Context engineering is the discipline of systematically designing and managing the information supplied to an AI model — through retrieval, structured inputs, memory, and context engines — so its outputs are reliable enough to act on.
Where prompt engineering optimizes the wording of a single instruction, context engineering governs everything that surrounds it inside the model's context window: relevant documents pulled by retrieval, prior conversation and memory, tool outputs, schemas that force structured responses, and curated reference data. The premise is that a model is only as good as what it is given. Shaping that input precisely controls hallucination, raises factual accuracy, and produces consistent, machine-parseable output that downstream systems can consume. As AI shifts from one-shot generation to multi-step agents, the discipline has matured from a prompt craft into an architecture problem — building the pipelines and context engines that keep an agent grounded across a long task.
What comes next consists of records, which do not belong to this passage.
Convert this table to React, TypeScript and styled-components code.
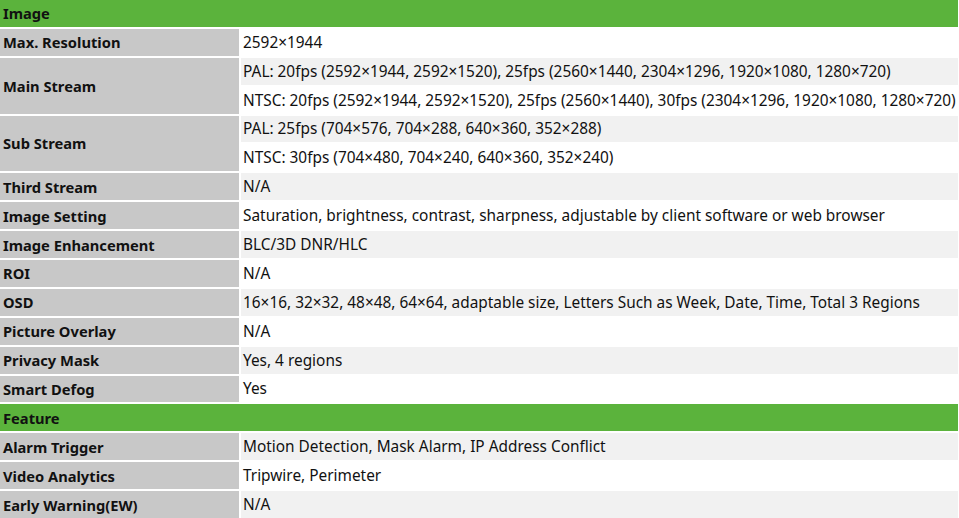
import React from "react";
import styled, { createGlobalStyle } from "styled-components";

const Global = createGlobalStyle`
  html, body { margin: 0; padding: 0; background: #ffffff; }
  body { font-family: "Noto Sans", "Open Sans", sans-serif; color: #111; }
`;

const Table = styled.div`
  display: grid;
  width: 958px;
  height: 518px;
  grid-template-columns: 239px 1fr;
  grid-template-rows: repeat(18, 1fr);
  gap: 2px;
`;

const Section = styled.div`
  grid-column: 1 / -1;
  background: #5bb33c;
  font-weight: 700;
  font-size: 14.7px;
  display: flex;
  align-items: center;
  padding-left: 3px;
  color: #111;
`;

const Label = styled.div<{ $span?: number }>`
  grid-row: span ${(p) => p.$span ?? 1};
  background: #c8c8c8;
  font-weight: 700;
  font-size: 14.7px;
  display: flex;
  align-items: center;
  padding-left: 3px;
  white-space: nowrap;
`;

const Value = styled.div<{ $shaded?: boolean }>`
  background: ${(p) => (p.$shaded ? "#f1f1f1" : "#ffffff")};
  font-size: 15.4px;
  display: flex;
  align-items: center;
  padding-left: 2px;
  white-space: nowrap;
  overflow: hidden;
`;

type Row = { label: string; values: string[] };

const imageRows: Row[] = [
  { label: "Max. Resolution", values: ["2592×1944"] },
  {
    label: "Main Stream",
    values: [
      "PAL: 20fps (2592×1944, 2592×1520), 25fps (2560×1440, 2304×1296, 1920×1080, 1280×720)",
      "NTSC: 20fps (2592×1944, 2592×1520), 25fps (2560×1440), 30fps (2304×1296, 1920×1080, 1280×720)",
    ],
  },
  {
    label: "Sub Stream",
    values: [
      "PAL: 25fps (704×576, 704×288, 640×360, 352×288)",
      "NTSC: 30fps (704×480, 704×240, 640×360, 352×240)",
    ],
  },
  { label: "Third Stream", values: ["N/A"] },
  {
    label: "Image Setting",
    values: ["Saturation, brightness, contrast, sharpness, adjustable by client software or web browser"],
  },
  { label: "Image Enhancement", values: ["BLC/3D DNR/HLC"] },
  { label: "ROI", values: ["N/A"] },
  {
    label: "OSD",
    values: ["16×16, 32×32, 48×48, 64×64, adaptable size, Letters Such as Week, Date, Time, Total 3 Regions"],
  },
  { label: "Picture Overlay", values: ["N/A"] },
  { label: "Privacy Mask", values: ["Yes, 4 regions"] },
  { label: "Smart Defog", values: ["Yes"] },
];

const featureRows: Row[] = [
  { label: "Alarm Trigger", values: ["Motion Detection, Mask Alarm, IP Address Conflict"] },
  { label: "Video Analytics", values: ["Tripwire, Perimeter"] },
  { label: "Early Warning(EW)", values: ["N/A"] },
];

function renderRows(rows: Row[], startShaded: boolean) {
  let idx = startShaded ? 1 : 0;
  const out: React.ReactNode[] = [];
  rows.forEach((r) => {
    out.push(
      <Label key={r.label} $span={r.values.length}>
        {r.label}
      </Label>
    );
    r.values.forEach((v, i) => {
      out.push(
        <Value key={r.label + i} $shaded={idx % 2 === 1}>
          {v}
        </Value>
      );
      idx++;
    });
  });
  return out;
}

export default function App() {
  return (
    <>
      <Global />
      <Table>
        <Section>Image</Section>
        {renderRows(imageRows, false)}
        <Section>Feature</Section>
        {renderRows(featureRows, true)}
      </Table>
    </>
  );
}
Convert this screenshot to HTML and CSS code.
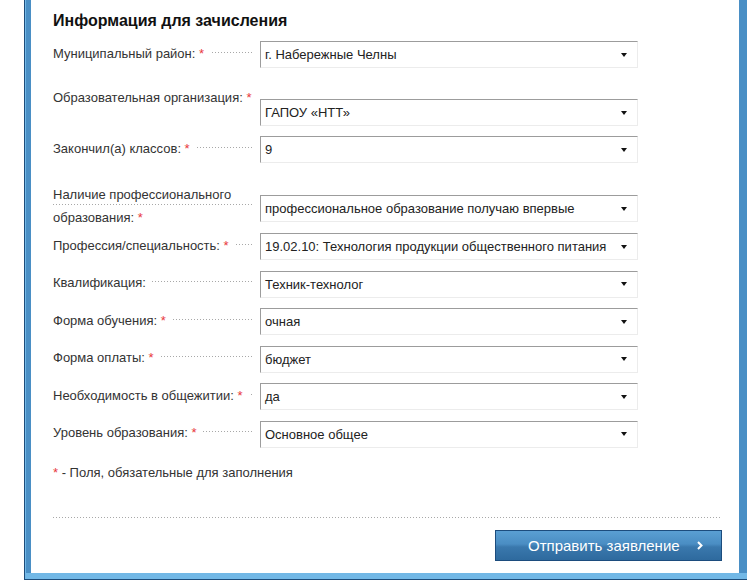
FILE: index.html
```html
<!DOCTYPE html>
<html lang="ru">
<head>
	<meta charset="UTF-8">
	<title>Информация для зачисления</title>
	<link rel="stylesheet" href="styles.css">
</head>
<body>
<div class="frame">
	<div class="panel">
		<form class="form">
			<h2 class="title">Информация для зачисления</h2>

			<div class="row">
				<label class="label"><span>Муниципальный район: <i class="req">*</i></span></label>
				<div class="select"><span>г. Набережные Челны</span><b class="arrow"></b></div>
			</div>
			<div class="row row-org">
				<label class="label"><span>Образовательная организация: <i class="req">*</i></span></label>
				<div class="select"><span>ГАПОУ «НТТ»</span><b class="arrow"></b></div>
			</div>
			<div class="row">
				<label class="label"><span>Закончил(а) классов: <i class="req">*</i></span></label>
				<div class="select"><span>9</span><b class="arrow"></b></div>
			</div>
			<div class="row row-two">
				<label class="label"><span>Наличие профессионального<br>образования: <i class="req">*</i></span></label>
				<div class="select"><span>профессиональное образование получаю впервые</span><b class="arrow"></b></div>
			</div>
			<div class="row">
				<label class="label"><span>Профессия/специальность: <i class="req">*</i></span></label>
				<div class="select"><span>19.02.10: Технология продукции общественного питания</span><b class="arrow"></b></div>
			</div>
			<div class="row">
				<label class="label"><span>Квалификация:</span></label>
				<div class="select"><span>Техник-технолог</span><b class="arrow"></b></div>
			</div>
			<div class="row">
				<label class="label"><span>Форма обучения: <i class="req">*</i></span></label>
				<div class="select"><span>очная</span><b class="arrow"></b></div>
			</div>
			<div class="row">
				<label class="label"><span>Форма оплаты: <i class="req">*</i></span></label>
				<div class="select"><span>бюджет</span><b class="arrow"></b></div>
			</div>
			<div class="row">
				<label class="label"><span>Необходимость в общежитии: <i class="req">*</i></span></label>
				<div class="select"><span>да</span><b class="arrow"></b></div>
			</div>
			<div class="row">
				<label class="label"><span>Уровень образования: <i class="req">*</i></span></label>
				<div class="select"><span>Основное общее</span><b class="arrow"></b></div>
			</div>

			<p class="note"><i class="req">*</i> - Поля, обязательные для заполнения</p>

			<div class="sep"></div>

			<div class="actions">
				<button type="button" class="send">
					<span>Отправить заявление</span>
					<svg class="chev" width="6" height="9" viewBox="0 0 6 9"><polyline points="1,1 4.5,4.5 1,8" fill="none" stroke="#fff" stroke-width="2"/></svg>
				</button>
			</div>
		</form>
	</div>
</div>
</body>
</html>
```

FILE: styles.css
```css
*{margin:0;padding:0;box-sizing:border-box;}
body{background:#fff;font-family:"Liberation Sans",Arial,sans-serif;font-size:13px;color:#333;overflow:hidden;}

/* рамка окна */
.frame{
	margin-left:24px;width:723px;
	border-left:1px solid #1d4c7a;border-bottom:1px solid #1d4c7a;
	background:#72b8e6;padding:0 0 6px 1px;
}
.panel{
	background:#fff;border-left:5px solid #4a8fc5;border-right:8px solid #4a8fc5;
	height:573px;
}
.form{padding:11px 17px 12px 22px;}

.title{font-size:16px;line-height:20px;font-weight:bold;color:#111;margin-bottom:10px;}

.row{display:flex;align-items:center;height:27px;}
.row + .row{margin-top:10.5px;}
.label{
	width:207px;line-height:23px;margin-bottom:3px;white-space:nowrap;
	background-image:repeating-linear-gradient(90deg,#a8a8a8 0 1px,transparent 1px 3px);
	background-size:200px 1px;background-repeat:no-repeat;background-position:0 calc(50% - 1px);
}
.label span{background:#fff;padding-right:6px;}
.req{font-style:normal;color:#e8383d;}

/* вторая строка — подпись сверху */
.row-org{height:47px;align-items:flex-start;}
.row-org .label{margin:7px 0 0;}
.row-org .select{margin-top:20.5px;}
.row-two{height:49px;align-items:flex-start;}
.row-two .label{margin:9px 0 0;}
.row-two .select{margin-top:21.5px;}

.select{
	width:378px;height:27px;display:flex;align-items:center;justify-content:space-between;
	padding:0 10px 0 4px;color:#222;white-space:nowrap;
	border:1px solid;border-color:#9c9c9c #ececec #ececec #9c9c9c;
}
.arrow{width:0;height:0;border-style:solid;border-width:4px 3.5px 0;border-color:#111 transparent transparent;flex:none;}

.note{margin-top:15px;line-height:20px;}
.sep{
	margin-top:34.5px;height:1px;
	background-image:repeating-linear-gradient(90deg,#a8a8a8 0 1px,transparent 1px 3px);
}
.actions{display:flex;justify-content:flex-end;margin-top:12px;}
.send{
	width:227px;height:31px;display:flex;align-items:center;
	padding:0 18px 0 32px;border:1px solid #1c4c7d;
	background:linear-gradient(#5a9fd3,#4a8dc3 45%,#3a78ad 55%,#2e6a9e);
	color:#fff;font-family:"Liberation Sans",Arial,sans-serif;font-size:15px;
}
.send .chev{margin-left:auto;}
```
In 📝go-to-market, context engineering is what separates useful AI workflows from slop. An outbound message generated from a thin prompt reads generic; the same model fed structured account research, prior interactions, and a tight schema produces personalization that earns replies. The same gap applies to enrichment, content, and agentic workflows: the model is rarely the differentiator — the context layer is.
The practical takeaway is to treat context as a first-class system. Reliable AI is engineered upstream of the model, in what reaches it, not coaxed out of the model after the fact.
Once you've seen two teams run the same model and get wildly different output, you stop arguing about models. The work is all upstream — in what you feed the thing. That's the unglamorous edge nobody posts about.